A new $7.5 million programme, led by Manaaki Whenua – Landcare Research scientists, aims to overcome what's long been a headache for predator-busting efforts – how to eliminate that final 5 per cent which manage to hang on.
While it cost an estimated $20 to $30 per hectare to take out 95 per cent of pests, raising the rate to 100 per cent could bring the cost up to more than $400 per hectare.
And in other cases, the price was far higher: the operation to make the Hauraki Gulf's Rangitoto and Motutapu islands pest-free a decade ago cost as much as $1200 per hectare.
Yet, if that last pocket wasn't removed, the survivors - left in an area with plentiful resources to help them more easily breed - could quickly begin rebuilding the local population.
This means more money has to be spent on repeatedly controlling them, as happened when the Department of Conservation recently needed to reapply 1080 to areas in the Kahurangi National Park.
The project's leader, Dr Chris Jones, said New Zealand was regarded as a world-leader in controlling and eradicating invasive mammalian predators - and much of that could be put down to the pest-killing devices our scientists had innovated.

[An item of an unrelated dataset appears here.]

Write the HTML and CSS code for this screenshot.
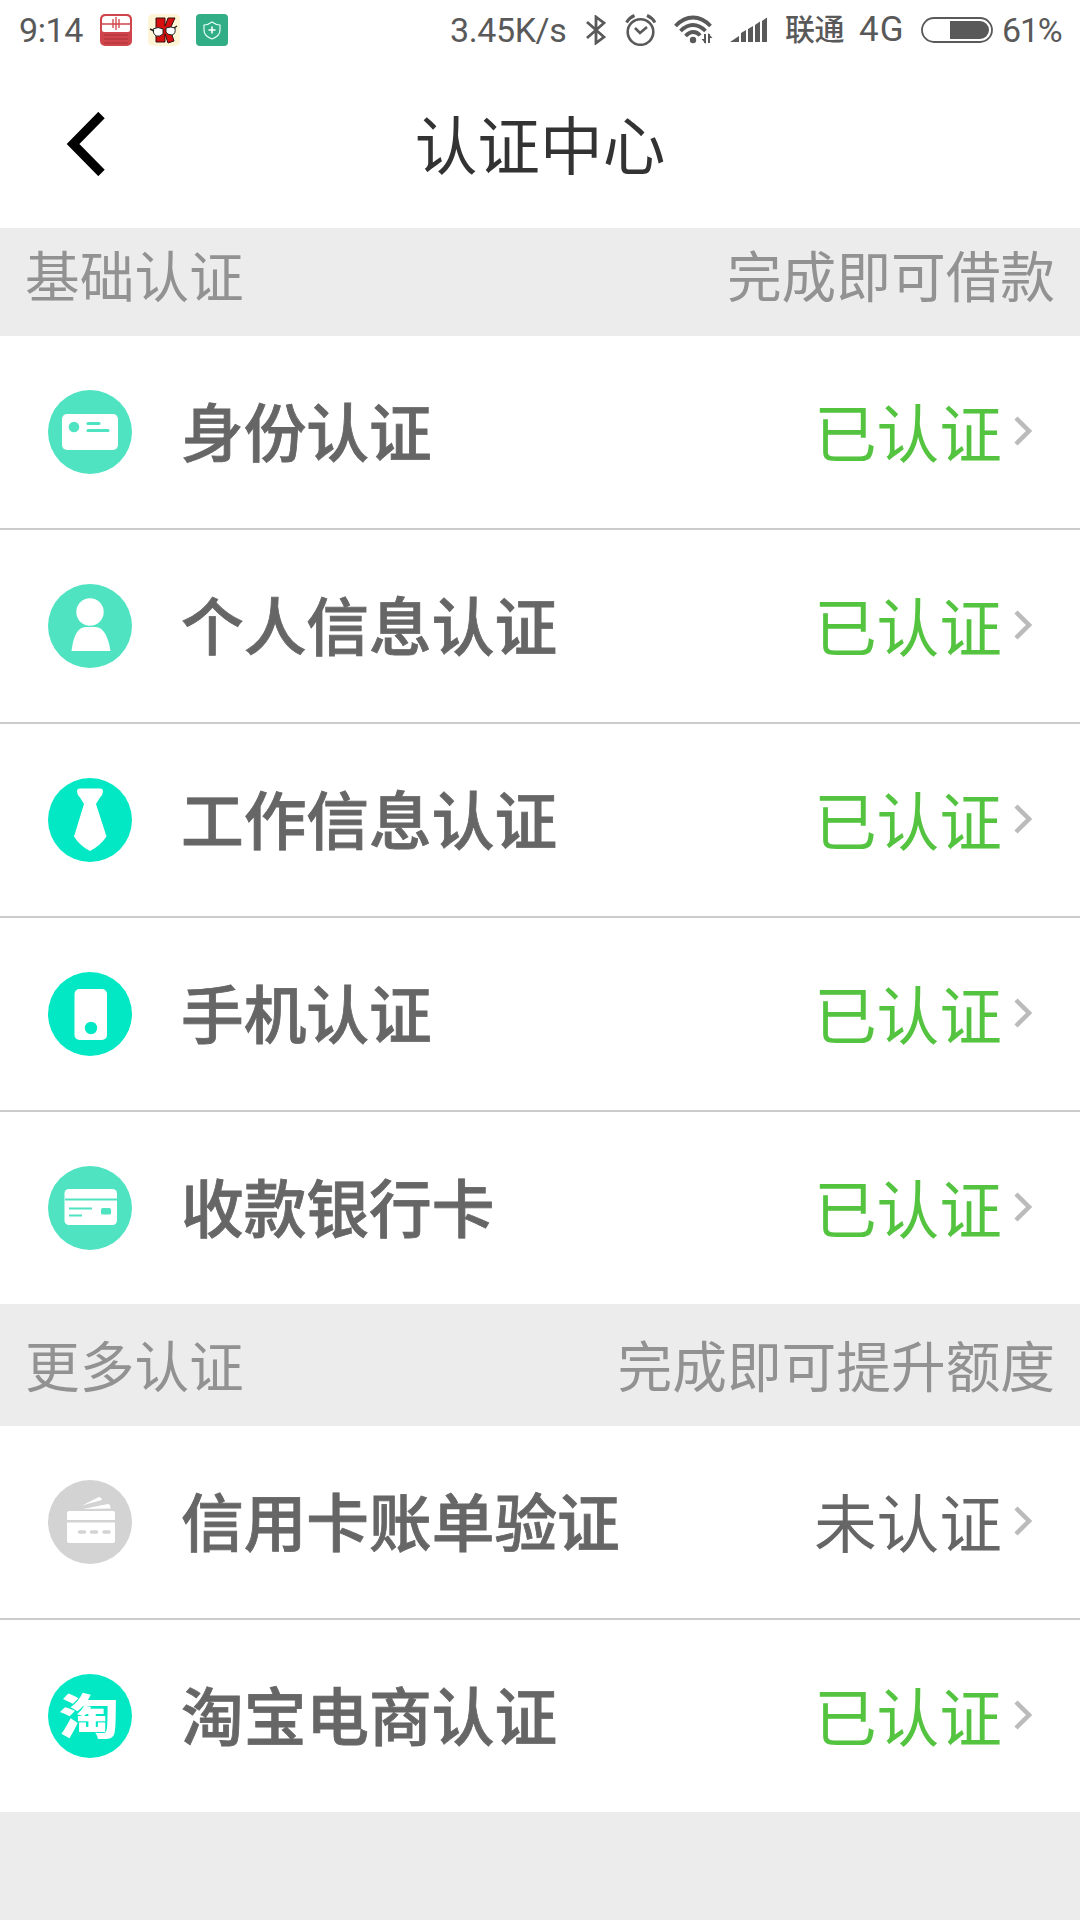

"But those devices can only achieve complete eradication if all individuals in the target population interact with them, and we know that some don't," he said.
"We aim to ensure that even the most trap-shy individuals can be caught."
That meant solving some tough problems. For instance, was it possible to reveal whether these pesky stragglers had any predictable behavioural characteristics?
And, if so, could we use these against them?
In a world-first approach, Jones and his team plan to hone in on what makes some pest animals resistant to current control methods, so they can develop new technology to beat them.
Animal personality, he explained, was emerging as one of the most important concepts in behavioural ecology.
"This programme will be the first application of personality in pest animal management," he said.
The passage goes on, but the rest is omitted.